### WHAT IS ASKED
Reproduce the full listing below unchanged, apart from the pictures.

### AVAILABLE DATA

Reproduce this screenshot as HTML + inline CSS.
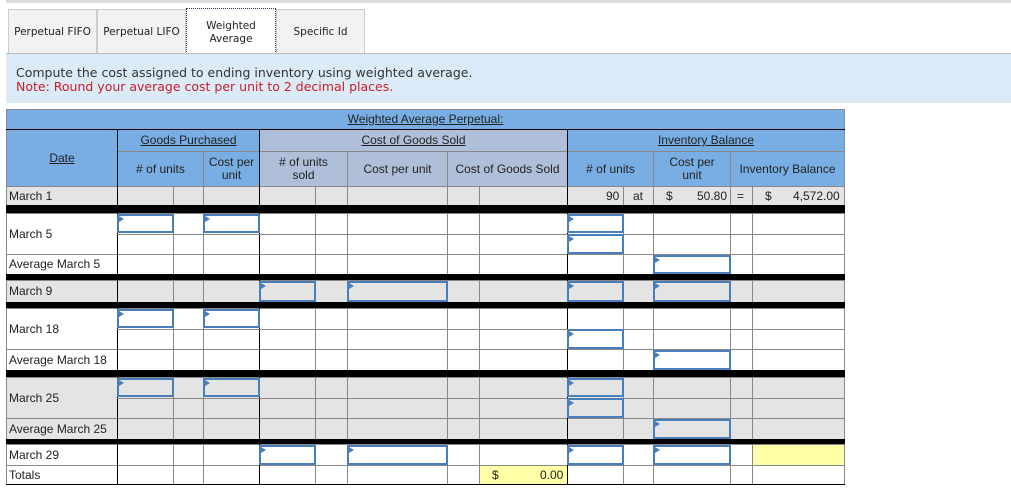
<!DOCTYPE html>
<html><head><meta charset="utf-8"><style>
body{margin:0;width:1011px;height:494px;position:relative;background:#fff;font-family:"Liberation Sans",Arial,Helvetica,sans-serif;overflow:hidden}
.a{position:absolute;box-sizing:border-box}
.tab{position:absolute;top:9px;height:45px;background:#f2f2f2;border:1px solid #ccc;border-bottom:none;font-family:"DejaVu Sans",sans-serif;font-size:10.5px;color:#222;display:flex;align-items:center;justify-content:center;text-align:center;line-height:13px}
.t{position:absolute;font-family:"Liberation Sans",Arial,sans-serif;font-size:12px;color:#222;white-space:nowrap}
.h{position:absolute;font-family:"Liberation Sans",Arial,sans-serif;font-size:12px;color:#222;text-align:center;display:flex;align-items:center;justify-content:center;line-height:13px;box-sizing:border-box}
.u{text-decoration:underline}
.inp{position:absolute;box-sizing:border-box;border:2px solid #4a7ebb;background:transparent}
.inp:before{content:"";position:absolute;left:0;top:0;border-left:5px solid #4a7ebb;border-top:3px solid transparent;border-bottom:3px solid transparent}
</style></head><body>
<div class="a" style="left:6px;top:0;width:1005px;height:3px;background:#ddd"></div>
<div class="tab" style="left:8px;width:87px">Perpetual FIFO</div>
<div class="tab" style="left:97px;width:87px">Perpetual LIFO</div>
<div class="tab" style="left:186px;width:88px;background:#fff;border:1px dotted #335;border-bottom:none;top:8px;height:47px">Weighted<br>Average</div>
<div class="tab" style="left:276px;width:87px">Specific Id</div>
<div class="a" style="left:6px;top:53px;width:1005px;height:1px;background:#bbb"></div>
<div class="a" style="left:6px;top:54px;width:1005px;height:49px;background:#daeaf7"></div>
<div class="t" style="left:16px;top:65px;font-family:'DejaVu Sans',sans-serif;font-size:12.5px;color:#333">Compute the cost assigned to ending inventory using weighted average.</div>
<div class="t" style="left:16px;top:79px;font-family:'DejaVu Sans',sans-serif;font-size:12.5px;color:#c8202a">Note: Round your average cost per unit to 2 decimal places.</div>
<div id="g"></div>
<script>
var g=document.getElementById('g'),H='';
function r(x,y,w,h,c){H+='<div class="a" style="left:'+x+'px;top:'+y+'px;width:'+w+'px;height:'+h+'px;background:'+c+'"></div>';}
function ip(x1,x2,y1,y2){H+='<div class="inp" style="left:'+x1+'px;top:'+(y1+1)+'px;width:'+(x2-x1+1)+'px;height:'+(y2-y1-1)+'px"></div>';}
function tx(s,x,y,st){H+='<div class="t" style="left:'+x+'px;top:'+y+'px;'+(st||'')+'">'+s+'</div>';}
function hd(s,x1,x2,y1,y2,cls){H+='<div class="h '+(cls||'')+'" style="left:'+x1+'px;width:'+(x2-x1)+'px;top:'+y1+'px;height:'+(y2-y1)+'px">'+s+'</div>';}
var B='#78aee3',C='#b0bfd9',G='#e4e4e4',L='#888';
// header
r(6,109,839,77,'#888');
r(7,110,837,19,B);
r(7,130,110,56,B);
r(118,130,141,56,B);
r(260,130,307,56,C);
r(568,130,276,56,B);
r(118,151,449,1,'#888');r(568,151,276,1,'#888');
r(6,129,839,1,'#000');r(117,129,1,57,'#000');r(259,129,1,57,'#000');r(567,129,1,57,'#000');
[203,347,447,653,730].forEach(function(c){r(c,152,1,34,'#888');});
hd('Weighted Average Perpetual:',7,844,110,129,'u');
hd('Date',7,117,130,186,'u');
hd('Goods Purchased',118,259,130,151,'u');hd('Cost of Goods Sold',260,567,130,151,'u');hd('Inventory Balance',568,844,130,151,'u');
hd('# of units',118,203,152,186);hd('Cost per<br>unit',204,259,152,186);
hd('# of units<br>sold',260,347,152,186);hd('Cost per unit',348,447,152,186);hd('Cost of Goods Sold',448,567,152,186);
hd('# of units',568,653,152,186);hd('Cost per<br>unit',654,730,152,186);hd('Inventory Balance',731,844,152,186);
// body rows
var cols=[117,173,203,259,315,347,447,479,567,623,653,730,752,844];
var rows=[[186,205,G,'March 1',0],[213,254,'#fff','March 5',1],[254,274,'#fff','Average March 5',0],[280,302,G,'March 9',0],[308,349,'#fff','March 18',1],[349,370,'#fff','Average March 18',0],[377,418,G,'March 25',1],[418,439,G,'Average March 25',0],[444,465,'#fff','March 29',0],[465,484,'#fff','Totals',0]];
rows.forEach(function(R){
 r(6,R[0],839,R[1]-R[0]+1,L);r(7,R[0]+1,837,R[1]-R[0]-1,R[2]);
 cols.forEach(function(c){r(c,R[0],1,R[1]-R[0],(c==117||c==259||c==567)?'#000':L);});
 if(R[4]){var m=Math.round((R[0]+R[1])/2);r(117,m,727,1,L);}
 tx(R[3],9,(R[0]+R[1])/2-7);
});
[[205,213],[274,280],[302,308],[370,377],[439,444]].forEach(function(b){r(6,b[0],839,b[1]-b[0],'#000');});
r(6,484,839,1,'#000');
tx('90',606,189);tx('at',633,189);tx('$',666,189);tx('50.80',697,189);tx('=',737,189);tx('$',765,189);tx('4,572.00',793,189);
ip(117,173,213,233);ip(203,259,213,233);ip(567,623,213,233);ip(567,623,233,254);ip(653,730,254,274);
ip(259,315,280,302);ip(347,447,280,302);ip(567,623,280,302);ip(653,730,280,302);
ip(117,173,308,328);ip(203,259,308,328);ip(567,623,328,349);ip(653,730,349,370);
ip(117,173,377,397);ip(203,259,377,397);ip(567,623,377,397);ip(567,623,397,418);ip(653,730,418,439);
ip(259,315,444,465);ip(347,447,444,465);ip(567,623,444,465);ip(653,730,444,465);
r(753,445,91,20,'#ffffa8');
r(480,466,87,18,'#ffffa8');tx('$',492,468);tx('0.00',540,468);
g.innerHTML=H;
</script>
</body></html>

### REPLY TO THE EXERCISE
Reproduce this screenshot as HTML + inline CSS.
<!DOCTYPE html>
<html><head><meta charset="utf-8"><style>
body{margin:0;width:1011px;height:494px;position:relative;background:#fff;font-family:"Liberation Sans",Arial,Helvetica,sans-serif;overflow:hidden}
.a{position:absolute;box-sizing:border-box}
.tab{position:absolute;top:9px;height:45px;background:#f2f2f2;border:1px solid #ccc;border-bottom:none;font-family:"DejaVu Sans",sans-serif;font-size:10.5px;color:#222;display:flex;align-items:center;justify-content:center;text-align:center;line-height:13px}
.t{position:absolute;font-family:"Liberation Sans",Arial,sans-serif;font-size:12px;color:#222;white-space:nowrap}
.h{position:absolute;font-family:"Liberation Sans",Arial,sans-serif;font-size:12px;color:#222;text-align:center;display:flex;align-items:center;justify-content:center;line-height:13px;box-sizing:border-box}
.u{text-decoration:underline}
.inp{position:absolute;box-sizing:border-box;border:2px solid #4a7ebb;background:transparent}
.inp:before{content:"";position:absolute;left:0;top:0;border-left:5px solid #4a7ebb;border-top:3px solid transparent;border-bottom:3px solid transparent}
</style></head><body>
<div class="a" style="left:6px;top:0;width:1005px;height:3px;background:#ddd"></div>
<div class="tab" style="left:8px;width:87px">Perpetual FIFO</div>
<div class="tab" style="left:97px;width:87px">Perpetual LIFO</div>
<div class="tab" style="left:186px;width:88px;background:#fff;border:1px dotted #335;border-bottom:none;top:8px;height:47px">Weighted<br>Average</div>
<div class="tab" style="left:276px;width:87px">Specific Id</div>
<div class="a" style="left:6px;top:53px;width:1005px;height:1px;background:#bbb"></div>
<div class="a" style="left:6px;top:54px;width:1005px;height:49px;background:#daeaf7"></div>
<div class="t" style="left:16px;top:65px;font-family:'DejaVu Sans',sans-serif;font-size:12.5px;color:#333">Compute the cost assigned to ending inventory using weighted average.</div>
<div class="t" style="left:16px;top:79px;font-family:'DejaVu Sans',sans-serif;font-size:12.5px;color:#c8202a">Note: Round your average cost per unit to 2 decimal places.</div>
<div id="g"></div>
<script>
var g=document.getElementById('g'),H='';
function r(x,y,w,h,c){H+='<div class="a" style="left:'+x+'px;top:'+y+'px;width:'+w+'px;height:'+h+'px;background:'+c+'"></div>';}
function ip(x1,x2,y1,y2){H+='<div class="inp" style="left:'+x1+'px;top:'+(y1+1)+'px;width:'+(x2-x1+1)+'px;height:'+(y2-y1-1)+'px"></div>';}
function tx(s,x,y,st){H+='<div class="t" style="left:'+x+'px;top:'+y+'px;'+(st||'')+'">'+s+'</div>';}
function hd(s,x1,x2,y1,y2,cls){H+='<div class="h '+(cls||'')+'" style="left:'+x1+'px;width:'+(x2-x1)+'px;top:'+y1+'px;height:'+(y2-y1)+'px">'+s+'</div>';}
var B='#78aee3',C='#b0bfd9',G='#e4e4e4',L='#888';
// header
r(6,109,839,77,'#888');
r(7,110,837,19,B);
r(7,130,110,56,B);
r(118,130,141,56,B);
r(260,130,307,56,C);
r(568,130,276,56,B);
r(118,151,449,1,'#888');r(568,151,276,1,'#888');
r(6,129,839,1,'#000');r(117,129,1,57,'#000');r(259,129,1,57,'#000');r(567,129,1,57,'#000');
[203,347,447,653,730].forEach(function(c){r(c,152,1,34,'#888');});
hd('Weighted Average Perpetual:',7,844,110,129,'u');
hd('Date',7,117,130,186,'u');
hd('Goods Purchased',118,259,130,151,'u');hd('Cost of Goods Sold',260,567,130,151,'u');hd('Inventory Balance',568,844,130,151,'u');
hd('# of units',118,203,152,186);hd('Cost per<br>unit',204,259,152,186);
hd('# of units<br>sold',260,347,152,186);hd('Cost per unit',348,447,152,186);hd('Cost of Goods Sold',448,567,152,186);
hd('# of units',568,653,152,186);hd('Cost per<br>unit',654,730,152,186);hd('Inventory Balance',731,844,152,186);
// body rows
var cols=[117,173,203,259,315,347,447,479,567,623,653,730,752,844];
var rows=[[186,205,G,'March 1',0],[213,254,'#fff','March 5',1],[254,274,'#fff','Average March 5',0],[280,302,G,'March 9',0],[308,349,'#fff','March 18',1],[349,370,'#fff','Average March 18',0],[377,418,G,'March 25',1],[418,439,G,'Average March 25',0],[444,465,'#fff','March 29',0],[465,484,'#fff','Totals',0]];
rows.forEach(function(R){
 r(6,R[0],839,R[1]-R[0]+1,L);r(7,R[0]+1,837,R[1]-R[0]-1,R[2]);
 cols.forEach(function(c){r(c,R[0],1,R[1]-R[0],(c==117||c==259||c==567)?'#000':L);});
 if(R[4]){var m=Math.round((R[0]+R[1])/2);r(117,m,727,1,L);}
 tx(R[3],9,(R[0]+R[1])/2-7);
});
[[205,213],[274,280],[302,308],[370,377],[439,444]].forEach(function(b){r(6,b[0],839,b[1]-b[0],'#000');});
r(6,484,839,1,'#000');
tx('90',606,189);tx('at',633,189);tx('$',666,189);tx('50.80',697,189);tx('=',737,189);tx('$',765,189);tx('4,572.00',793,189);
ip(117,173,213,233);ip(203,259,213,233);ip(567,623,213,233);ip(567,623,233,254);ip(653,730,254,274);
ip(259,315,280,302);ip(347,447,280,302);ip(567,623,280,302);ip(653,730,280,302);
ip(117,173,308,328);ip(203,259,308,328);ip(567,623,328,349);ip(653,730,349,370);
ip(117,173,377,397);ip(203,259,377,397);ip(567,623,377,397);ip(567,623,397,418);ip(653,730,418,439);
ip(259,315,444,465);ip(347,447,444,465);ip(567,623,444,465);ip(653,730,444,465);
r(753,445,91,20,'#ffffa8');
r(480,466,87,18,'#ffffa8');tx('$',492,468);tx('0.00',540,468);
g.innerHTML=H;
</script>
</body></html>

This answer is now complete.